SHORT PROBLEM>
Keep to the lines between the one holding "Rebuild this screenshot" and the one holding "string; tagColor: string;", inclusive, and write them out exactly.

RECORD EXTRACTS>
══════════════════════════════

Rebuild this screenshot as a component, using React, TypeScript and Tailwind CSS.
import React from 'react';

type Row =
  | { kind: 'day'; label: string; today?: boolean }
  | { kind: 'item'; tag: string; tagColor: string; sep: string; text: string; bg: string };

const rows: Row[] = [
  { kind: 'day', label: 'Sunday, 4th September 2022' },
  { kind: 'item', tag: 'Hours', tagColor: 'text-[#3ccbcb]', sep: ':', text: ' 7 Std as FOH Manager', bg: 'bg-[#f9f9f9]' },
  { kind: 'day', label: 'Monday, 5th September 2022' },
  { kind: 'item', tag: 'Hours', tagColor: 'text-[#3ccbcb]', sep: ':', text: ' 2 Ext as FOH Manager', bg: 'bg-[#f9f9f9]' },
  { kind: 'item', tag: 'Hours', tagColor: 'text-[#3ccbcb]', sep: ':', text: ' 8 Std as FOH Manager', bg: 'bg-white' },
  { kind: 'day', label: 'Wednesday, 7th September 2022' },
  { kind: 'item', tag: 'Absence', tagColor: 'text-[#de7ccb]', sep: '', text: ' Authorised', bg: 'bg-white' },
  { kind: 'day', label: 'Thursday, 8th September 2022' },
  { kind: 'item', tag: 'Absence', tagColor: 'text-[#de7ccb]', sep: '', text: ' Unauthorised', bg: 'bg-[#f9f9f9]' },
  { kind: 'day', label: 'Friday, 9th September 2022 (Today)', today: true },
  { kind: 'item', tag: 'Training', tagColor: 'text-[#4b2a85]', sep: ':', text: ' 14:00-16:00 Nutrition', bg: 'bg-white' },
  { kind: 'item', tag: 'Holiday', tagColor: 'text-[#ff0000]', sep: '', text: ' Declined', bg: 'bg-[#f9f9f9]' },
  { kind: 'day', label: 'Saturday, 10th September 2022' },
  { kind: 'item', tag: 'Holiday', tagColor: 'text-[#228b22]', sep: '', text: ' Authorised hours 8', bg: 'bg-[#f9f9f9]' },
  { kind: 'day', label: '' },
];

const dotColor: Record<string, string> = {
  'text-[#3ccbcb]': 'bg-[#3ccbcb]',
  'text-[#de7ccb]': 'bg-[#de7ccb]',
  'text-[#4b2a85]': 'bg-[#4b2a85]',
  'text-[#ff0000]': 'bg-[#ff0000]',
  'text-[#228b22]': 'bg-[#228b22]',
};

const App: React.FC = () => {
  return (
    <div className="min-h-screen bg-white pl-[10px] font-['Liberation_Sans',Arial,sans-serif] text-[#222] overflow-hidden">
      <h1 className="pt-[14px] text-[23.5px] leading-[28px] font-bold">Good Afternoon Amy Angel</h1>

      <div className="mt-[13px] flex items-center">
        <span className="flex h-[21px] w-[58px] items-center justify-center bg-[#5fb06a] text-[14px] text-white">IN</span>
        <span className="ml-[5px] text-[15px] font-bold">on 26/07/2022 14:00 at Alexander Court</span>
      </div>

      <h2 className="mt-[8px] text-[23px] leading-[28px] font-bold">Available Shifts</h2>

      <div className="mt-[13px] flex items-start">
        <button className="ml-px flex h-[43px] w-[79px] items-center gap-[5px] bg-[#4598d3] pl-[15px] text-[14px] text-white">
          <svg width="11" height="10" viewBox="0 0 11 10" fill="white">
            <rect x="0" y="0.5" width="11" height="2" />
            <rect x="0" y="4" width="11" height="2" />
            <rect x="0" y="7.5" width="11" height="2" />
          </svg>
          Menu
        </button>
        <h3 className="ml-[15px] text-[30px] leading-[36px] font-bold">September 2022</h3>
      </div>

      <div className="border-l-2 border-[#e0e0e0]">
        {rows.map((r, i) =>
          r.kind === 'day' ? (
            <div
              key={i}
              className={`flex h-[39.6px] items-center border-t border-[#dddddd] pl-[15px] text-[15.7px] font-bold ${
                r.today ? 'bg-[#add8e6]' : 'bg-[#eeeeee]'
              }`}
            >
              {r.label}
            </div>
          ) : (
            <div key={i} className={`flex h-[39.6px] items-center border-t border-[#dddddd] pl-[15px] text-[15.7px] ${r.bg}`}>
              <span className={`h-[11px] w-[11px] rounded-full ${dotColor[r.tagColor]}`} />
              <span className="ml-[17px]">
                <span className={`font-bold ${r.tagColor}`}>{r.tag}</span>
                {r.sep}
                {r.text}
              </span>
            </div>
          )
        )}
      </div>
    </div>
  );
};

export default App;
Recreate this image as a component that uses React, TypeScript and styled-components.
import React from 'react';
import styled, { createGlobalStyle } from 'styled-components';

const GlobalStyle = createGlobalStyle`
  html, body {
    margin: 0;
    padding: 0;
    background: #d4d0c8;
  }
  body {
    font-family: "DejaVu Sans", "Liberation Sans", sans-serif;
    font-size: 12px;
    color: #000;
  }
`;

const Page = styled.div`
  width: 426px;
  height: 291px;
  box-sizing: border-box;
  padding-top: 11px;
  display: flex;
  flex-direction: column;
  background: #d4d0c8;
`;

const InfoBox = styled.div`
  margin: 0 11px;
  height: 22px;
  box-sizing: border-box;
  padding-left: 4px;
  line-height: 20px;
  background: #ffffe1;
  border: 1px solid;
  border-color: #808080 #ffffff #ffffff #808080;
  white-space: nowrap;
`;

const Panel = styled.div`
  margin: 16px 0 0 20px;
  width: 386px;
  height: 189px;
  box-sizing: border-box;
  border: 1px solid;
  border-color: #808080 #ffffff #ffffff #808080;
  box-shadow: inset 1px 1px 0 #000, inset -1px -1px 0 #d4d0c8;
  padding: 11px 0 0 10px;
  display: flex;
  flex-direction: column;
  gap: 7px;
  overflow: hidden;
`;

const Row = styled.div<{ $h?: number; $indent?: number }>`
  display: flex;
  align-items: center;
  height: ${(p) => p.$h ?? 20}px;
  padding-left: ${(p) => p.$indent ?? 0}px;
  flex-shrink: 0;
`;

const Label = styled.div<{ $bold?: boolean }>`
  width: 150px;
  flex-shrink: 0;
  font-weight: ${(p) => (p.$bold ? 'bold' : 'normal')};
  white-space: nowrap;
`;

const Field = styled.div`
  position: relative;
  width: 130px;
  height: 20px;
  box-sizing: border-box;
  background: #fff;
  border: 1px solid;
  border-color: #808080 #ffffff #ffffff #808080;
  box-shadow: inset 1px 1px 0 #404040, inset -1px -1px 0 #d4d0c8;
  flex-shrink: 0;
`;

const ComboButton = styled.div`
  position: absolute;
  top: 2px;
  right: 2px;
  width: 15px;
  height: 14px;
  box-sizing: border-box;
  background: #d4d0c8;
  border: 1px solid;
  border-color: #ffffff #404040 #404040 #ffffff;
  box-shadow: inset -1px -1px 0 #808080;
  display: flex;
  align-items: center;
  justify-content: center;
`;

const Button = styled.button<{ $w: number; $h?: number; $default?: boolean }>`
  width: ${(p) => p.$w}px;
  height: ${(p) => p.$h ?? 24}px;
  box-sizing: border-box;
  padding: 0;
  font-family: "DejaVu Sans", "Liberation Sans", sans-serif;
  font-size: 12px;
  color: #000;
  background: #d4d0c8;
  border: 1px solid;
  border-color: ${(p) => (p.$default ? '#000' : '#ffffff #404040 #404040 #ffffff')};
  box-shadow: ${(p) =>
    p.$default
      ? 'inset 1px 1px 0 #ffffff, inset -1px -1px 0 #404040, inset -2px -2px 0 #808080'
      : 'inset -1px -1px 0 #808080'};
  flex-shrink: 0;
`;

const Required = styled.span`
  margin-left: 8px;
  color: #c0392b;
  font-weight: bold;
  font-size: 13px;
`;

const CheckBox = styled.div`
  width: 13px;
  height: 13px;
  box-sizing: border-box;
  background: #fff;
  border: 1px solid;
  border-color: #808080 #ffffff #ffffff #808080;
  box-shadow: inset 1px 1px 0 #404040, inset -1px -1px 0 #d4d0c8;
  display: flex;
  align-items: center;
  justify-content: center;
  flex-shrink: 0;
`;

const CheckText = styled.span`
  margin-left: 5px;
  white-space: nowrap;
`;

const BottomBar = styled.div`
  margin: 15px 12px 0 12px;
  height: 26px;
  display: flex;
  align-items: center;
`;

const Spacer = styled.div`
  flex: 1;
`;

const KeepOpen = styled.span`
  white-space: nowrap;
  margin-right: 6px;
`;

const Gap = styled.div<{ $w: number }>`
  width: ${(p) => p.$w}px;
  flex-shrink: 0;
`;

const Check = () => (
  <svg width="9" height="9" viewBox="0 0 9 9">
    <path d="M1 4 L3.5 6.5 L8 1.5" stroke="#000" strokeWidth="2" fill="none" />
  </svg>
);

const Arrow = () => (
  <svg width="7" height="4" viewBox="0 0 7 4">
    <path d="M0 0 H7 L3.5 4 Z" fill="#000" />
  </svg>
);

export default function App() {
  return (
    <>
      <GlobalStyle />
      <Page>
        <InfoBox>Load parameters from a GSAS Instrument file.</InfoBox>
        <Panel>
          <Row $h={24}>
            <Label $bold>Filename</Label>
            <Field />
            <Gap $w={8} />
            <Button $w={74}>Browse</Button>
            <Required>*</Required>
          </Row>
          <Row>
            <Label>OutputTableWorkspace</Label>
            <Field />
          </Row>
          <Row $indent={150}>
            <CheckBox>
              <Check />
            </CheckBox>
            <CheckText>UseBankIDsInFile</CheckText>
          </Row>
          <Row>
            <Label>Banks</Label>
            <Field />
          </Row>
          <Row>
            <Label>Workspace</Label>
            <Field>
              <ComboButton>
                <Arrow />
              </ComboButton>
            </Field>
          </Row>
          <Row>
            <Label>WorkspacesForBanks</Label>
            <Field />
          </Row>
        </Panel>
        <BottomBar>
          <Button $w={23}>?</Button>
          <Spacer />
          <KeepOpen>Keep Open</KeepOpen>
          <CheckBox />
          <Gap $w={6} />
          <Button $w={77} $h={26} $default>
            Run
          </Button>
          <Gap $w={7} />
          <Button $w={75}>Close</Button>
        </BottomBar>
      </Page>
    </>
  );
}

══════════════════════════════

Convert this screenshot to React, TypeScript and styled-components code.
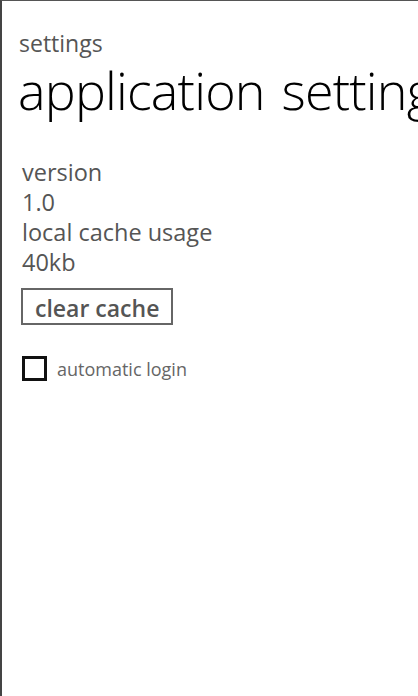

══════════════════════════════

SOLUTION TO THE PROBLEM>
Rebuild this screenshot as a component, using React, TypeScript and Tailwind CSS.
import React from 'react';

type Row =
  | { kind: 'day'; label: string; today?: boolean }
  | { kind: 'item'; tag: string; tagColor: string; sep: string; text: string; bg: string };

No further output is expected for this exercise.